__SET EXERCISE__: Pull out every line from the listing that has the word "with".

__PROVIDED DATA__:

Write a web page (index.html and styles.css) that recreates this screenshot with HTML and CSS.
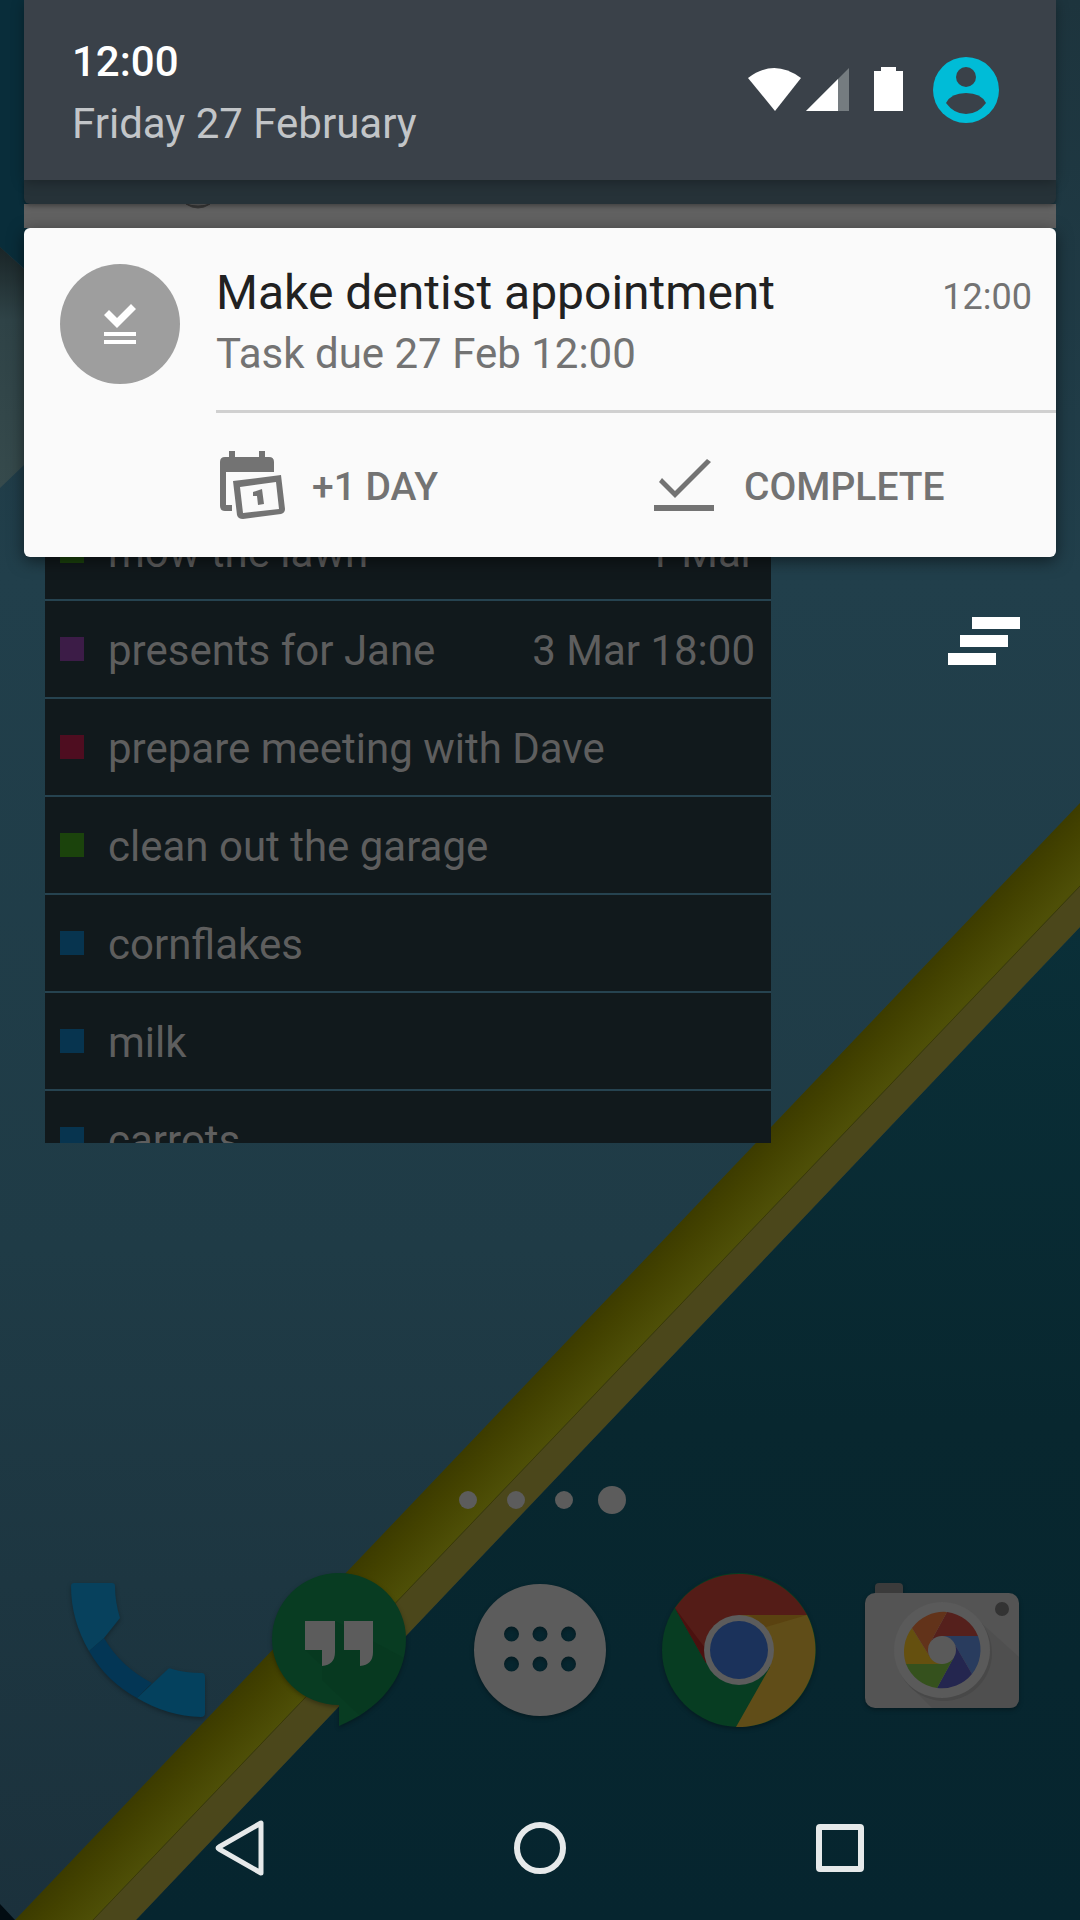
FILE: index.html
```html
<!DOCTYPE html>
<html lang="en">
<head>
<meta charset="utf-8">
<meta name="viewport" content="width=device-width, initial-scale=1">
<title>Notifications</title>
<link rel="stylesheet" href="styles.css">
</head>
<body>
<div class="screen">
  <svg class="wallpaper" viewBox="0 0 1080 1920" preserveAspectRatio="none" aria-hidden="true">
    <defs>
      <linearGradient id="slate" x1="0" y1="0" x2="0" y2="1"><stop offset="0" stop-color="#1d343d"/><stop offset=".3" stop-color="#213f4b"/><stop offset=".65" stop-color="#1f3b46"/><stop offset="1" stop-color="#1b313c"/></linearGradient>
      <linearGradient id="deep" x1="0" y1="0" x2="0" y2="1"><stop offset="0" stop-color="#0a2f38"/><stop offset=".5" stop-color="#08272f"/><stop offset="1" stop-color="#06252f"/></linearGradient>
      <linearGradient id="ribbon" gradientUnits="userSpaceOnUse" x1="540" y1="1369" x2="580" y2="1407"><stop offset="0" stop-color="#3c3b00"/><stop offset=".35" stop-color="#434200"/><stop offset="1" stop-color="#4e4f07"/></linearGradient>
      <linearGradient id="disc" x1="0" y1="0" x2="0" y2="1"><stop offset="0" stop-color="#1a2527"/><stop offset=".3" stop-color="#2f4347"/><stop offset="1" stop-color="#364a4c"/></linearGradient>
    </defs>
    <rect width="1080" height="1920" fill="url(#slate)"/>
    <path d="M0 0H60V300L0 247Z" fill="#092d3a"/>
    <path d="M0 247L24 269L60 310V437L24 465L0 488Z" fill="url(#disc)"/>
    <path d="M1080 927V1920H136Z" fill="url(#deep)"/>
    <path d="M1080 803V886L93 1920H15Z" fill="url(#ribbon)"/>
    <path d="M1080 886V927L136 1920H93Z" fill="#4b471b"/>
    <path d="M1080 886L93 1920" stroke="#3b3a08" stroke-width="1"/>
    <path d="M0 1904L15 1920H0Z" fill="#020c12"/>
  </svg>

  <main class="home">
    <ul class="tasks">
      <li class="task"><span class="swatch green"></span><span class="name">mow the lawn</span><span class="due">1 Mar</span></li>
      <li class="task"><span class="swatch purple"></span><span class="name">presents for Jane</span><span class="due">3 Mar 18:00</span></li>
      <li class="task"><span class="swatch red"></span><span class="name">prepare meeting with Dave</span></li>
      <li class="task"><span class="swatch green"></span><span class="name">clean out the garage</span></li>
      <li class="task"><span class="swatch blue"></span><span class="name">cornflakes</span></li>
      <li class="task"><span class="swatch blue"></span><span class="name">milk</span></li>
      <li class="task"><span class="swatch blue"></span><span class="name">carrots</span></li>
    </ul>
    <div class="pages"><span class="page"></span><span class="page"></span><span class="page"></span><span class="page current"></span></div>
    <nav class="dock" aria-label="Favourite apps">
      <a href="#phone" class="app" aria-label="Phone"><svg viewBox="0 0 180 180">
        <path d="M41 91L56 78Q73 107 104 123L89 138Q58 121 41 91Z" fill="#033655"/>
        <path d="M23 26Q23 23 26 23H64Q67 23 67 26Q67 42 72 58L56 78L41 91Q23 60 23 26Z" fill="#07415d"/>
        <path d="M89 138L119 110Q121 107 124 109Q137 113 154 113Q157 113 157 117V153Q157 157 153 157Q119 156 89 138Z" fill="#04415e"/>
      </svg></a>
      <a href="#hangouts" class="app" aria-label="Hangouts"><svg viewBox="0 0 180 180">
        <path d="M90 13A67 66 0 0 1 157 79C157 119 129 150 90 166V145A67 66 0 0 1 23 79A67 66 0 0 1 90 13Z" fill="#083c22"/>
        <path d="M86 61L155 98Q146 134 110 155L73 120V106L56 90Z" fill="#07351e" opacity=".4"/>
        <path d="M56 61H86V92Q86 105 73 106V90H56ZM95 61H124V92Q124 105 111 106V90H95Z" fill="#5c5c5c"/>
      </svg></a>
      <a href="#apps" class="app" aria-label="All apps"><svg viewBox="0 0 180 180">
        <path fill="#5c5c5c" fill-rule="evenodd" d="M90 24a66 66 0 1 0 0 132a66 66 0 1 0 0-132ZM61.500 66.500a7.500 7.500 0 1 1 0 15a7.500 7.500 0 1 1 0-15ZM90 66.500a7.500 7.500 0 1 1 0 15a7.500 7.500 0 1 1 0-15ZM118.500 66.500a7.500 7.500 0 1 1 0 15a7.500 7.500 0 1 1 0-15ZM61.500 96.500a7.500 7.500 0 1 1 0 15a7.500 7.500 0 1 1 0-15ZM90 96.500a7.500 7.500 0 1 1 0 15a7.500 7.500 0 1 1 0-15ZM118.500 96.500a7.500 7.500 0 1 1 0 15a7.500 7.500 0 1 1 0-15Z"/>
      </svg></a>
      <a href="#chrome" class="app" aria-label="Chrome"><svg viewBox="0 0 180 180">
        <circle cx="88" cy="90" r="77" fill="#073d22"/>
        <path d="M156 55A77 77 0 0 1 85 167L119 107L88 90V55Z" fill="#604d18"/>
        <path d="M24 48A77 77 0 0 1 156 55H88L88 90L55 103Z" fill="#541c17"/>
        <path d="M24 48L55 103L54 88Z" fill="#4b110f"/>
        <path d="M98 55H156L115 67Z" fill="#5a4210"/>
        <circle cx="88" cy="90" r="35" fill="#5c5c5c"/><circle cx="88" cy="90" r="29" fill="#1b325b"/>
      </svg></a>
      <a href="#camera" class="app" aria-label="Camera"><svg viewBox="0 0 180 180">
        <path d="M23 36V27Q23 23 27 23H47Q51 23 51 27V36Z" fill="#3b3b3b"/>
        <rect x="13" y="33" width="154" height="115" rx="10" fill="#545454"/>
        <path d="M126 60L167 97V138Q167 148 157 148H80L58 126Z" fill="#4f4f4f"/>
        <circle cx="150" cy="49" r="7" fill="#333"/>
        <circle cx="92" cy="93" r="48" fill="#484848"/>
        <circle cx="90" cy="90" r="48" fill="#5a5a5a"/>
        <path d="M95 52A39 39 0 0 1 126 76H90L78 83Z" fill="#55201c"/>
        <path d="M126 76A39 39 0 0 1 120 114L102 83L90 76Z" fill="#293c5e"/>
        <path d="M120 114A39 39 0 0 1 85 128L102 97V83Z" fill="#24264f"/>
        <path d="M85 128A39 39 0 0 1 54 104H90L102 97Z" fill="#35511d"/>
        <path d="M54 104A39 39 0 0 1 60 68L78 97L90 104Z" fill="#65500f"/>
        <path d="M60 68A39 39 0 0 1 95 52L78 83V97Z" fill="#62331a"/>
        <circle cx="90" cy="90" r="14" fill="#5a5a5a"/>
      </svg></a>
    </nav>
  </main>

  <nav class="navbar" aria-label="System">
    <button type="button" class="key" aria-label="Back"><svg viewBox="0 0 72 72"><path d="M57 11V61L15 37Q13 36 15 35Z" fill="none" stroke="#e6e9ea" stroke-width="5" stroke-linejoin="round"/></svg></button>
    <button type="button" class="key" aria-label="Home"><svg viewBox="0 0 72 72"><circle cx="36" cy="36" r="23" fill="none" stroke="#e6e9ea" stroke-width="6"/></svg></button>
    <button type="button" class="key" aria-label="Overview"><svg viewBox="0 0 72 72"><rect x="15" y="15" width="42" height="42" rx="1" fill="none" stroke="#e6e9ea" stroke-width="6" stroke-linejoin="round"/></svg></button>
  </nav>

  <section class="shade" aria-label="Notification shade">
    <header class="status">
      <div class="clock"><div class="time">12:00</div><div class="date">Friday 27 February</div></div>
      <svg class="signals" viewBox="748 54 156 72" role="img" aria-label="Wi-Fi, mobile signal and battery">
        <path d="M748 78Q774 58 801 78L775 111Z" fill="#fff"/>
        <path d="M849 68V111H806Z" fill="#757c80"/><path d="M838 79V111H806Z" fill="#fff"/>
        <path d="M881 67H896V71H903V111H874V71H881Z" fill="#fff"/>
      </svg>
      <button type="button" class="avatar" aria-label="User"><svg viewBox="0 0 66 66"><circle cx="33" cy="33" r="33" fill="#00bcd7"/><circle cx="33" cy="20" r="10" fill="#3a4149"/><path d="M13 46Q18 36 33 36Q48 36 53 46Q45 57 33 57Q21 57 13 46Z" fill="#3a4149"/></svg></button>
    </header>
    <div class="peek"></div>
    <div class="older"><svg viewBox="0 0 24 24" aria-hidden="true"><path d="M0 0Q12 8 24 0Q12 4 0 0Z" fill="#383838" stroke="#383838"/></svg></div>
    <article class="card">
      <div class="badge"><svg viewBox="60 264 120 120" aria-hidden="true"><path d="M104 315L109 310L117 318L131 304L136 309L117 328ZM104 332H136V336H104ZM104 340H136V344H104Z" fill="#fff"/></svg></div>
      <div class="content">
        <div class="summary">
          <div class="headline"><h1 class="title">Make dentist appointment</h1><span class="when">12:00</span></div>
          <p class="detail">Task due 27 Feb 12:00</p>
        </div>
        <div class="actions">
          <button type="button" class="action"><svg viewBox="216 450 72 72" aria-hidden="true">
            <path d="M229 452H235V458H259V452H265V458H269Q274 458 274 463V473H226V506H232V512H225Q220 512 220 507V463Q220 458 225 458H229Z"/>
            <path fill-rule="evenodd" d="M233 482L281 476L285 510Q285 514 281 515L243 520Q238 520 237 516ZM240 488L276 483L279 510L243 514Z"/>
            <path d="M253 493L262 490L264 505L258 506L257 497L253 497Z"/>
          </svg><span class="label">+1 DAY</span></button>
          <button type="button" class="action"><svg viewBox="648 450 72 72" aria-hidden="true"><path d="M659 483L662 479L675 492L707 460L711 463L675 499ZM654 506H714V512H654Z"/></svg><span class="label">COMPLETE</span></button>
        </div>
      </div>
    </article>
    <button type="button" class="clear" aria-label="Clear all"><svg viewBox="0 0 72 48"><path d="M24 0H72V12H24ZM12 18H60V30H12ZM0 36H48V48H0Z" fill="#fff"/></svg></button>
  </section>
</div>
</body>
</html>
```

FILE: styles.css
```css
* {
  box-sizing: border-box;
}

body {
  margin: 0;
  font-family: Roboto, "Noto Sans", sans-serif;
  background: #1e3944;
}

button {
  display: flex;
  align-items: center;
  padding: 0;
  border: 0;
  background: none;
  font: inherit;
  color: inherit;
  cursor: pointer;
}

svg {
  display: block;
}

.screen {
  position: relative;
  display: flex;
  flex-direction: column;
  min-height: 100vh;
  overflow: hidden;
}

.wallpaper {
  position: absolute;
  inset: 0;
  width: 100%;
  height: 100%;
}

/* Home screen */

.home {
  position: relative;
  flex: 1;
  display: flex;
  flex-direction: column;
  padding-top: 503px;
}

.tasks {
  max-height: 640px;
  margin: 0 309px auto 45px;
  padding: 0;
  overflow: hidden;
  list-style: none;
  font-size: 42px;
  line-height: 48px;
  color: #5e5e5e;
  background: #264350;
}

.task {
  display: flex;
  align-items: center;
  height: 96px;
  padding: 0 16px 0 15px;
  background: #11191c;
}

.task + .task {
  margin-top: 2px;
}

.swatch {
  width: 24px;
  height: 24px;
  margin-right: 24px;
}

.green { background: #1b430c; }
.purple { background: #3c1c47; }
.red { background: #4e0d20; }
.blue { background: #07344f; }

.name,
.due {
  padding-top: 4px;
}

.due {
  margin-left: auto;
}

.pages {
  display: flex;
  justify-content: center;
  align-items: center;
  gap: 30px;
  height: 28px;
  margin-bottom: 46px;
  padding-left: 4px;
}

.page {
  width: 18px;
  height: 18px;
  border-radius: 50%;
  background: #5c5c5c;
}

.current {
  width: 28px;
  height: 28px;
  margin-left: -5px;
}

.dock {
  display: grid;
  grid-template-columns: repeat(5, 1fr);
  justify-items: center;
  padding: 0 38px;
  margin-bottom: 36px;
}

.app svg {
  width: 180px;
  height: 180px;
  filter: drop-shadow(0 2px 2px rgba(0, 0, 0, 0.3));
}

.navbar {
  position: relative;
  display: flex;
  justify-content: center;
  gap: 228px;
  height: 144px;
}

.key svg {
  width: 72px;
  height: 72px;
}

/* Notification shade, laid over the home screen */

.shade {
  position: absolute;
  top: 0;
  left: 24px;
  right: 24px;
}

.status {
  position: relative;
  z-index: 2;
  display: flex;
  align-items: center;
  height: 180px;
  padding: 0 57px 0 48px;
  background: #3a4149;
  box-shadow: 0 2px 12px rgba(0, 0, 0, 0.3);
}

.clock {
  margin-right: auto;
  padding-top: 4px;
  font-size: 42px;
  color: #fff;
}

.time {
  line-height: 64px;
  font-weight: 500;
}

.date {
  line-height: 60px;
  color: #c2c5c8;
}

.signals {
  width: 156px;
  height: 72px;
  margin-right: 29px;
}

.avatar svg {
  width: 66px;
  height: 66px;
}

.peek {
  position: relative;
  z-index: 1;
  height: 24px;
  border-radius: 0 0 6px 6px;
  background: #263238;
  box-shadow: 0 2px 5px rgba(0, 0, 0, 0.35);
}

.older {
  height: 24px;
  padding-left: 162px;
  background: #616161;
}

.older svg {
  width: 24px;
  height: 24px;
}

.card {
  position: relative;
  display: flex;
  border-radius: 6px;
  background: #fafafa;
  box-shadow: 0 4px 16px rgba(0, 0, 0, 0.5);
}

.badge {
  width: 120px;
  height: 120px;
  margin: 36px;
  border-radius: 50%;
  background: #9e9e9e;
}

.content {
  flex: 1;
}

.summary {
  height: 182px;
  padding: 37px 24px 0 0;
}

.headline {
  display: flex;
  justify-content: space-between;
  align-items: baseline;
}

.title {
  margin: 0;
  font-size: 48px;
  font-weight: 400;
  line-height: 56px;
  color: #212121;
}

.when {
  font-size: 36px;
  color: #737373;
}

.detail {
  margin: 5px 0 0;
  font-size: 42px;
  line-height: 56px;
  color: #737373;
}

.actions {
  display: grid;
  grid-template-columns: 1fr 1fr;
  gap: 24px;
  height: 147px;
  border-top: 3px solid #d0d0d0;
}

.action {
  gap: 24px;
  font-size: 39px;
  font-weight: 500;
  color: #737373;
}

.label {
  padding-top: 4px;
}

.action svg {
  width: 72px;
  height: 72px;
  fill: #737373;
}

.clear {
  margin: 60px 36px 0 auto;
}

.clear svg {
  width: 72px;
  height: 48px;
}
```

__FINAL ANSWER__:
Write a web page (index.html and styles.css) that recreates this screenshot with HTML and CSS.
      <li class="task"><span class="swatch red"></span><span class="name">prepare meeting with Dave</span></li>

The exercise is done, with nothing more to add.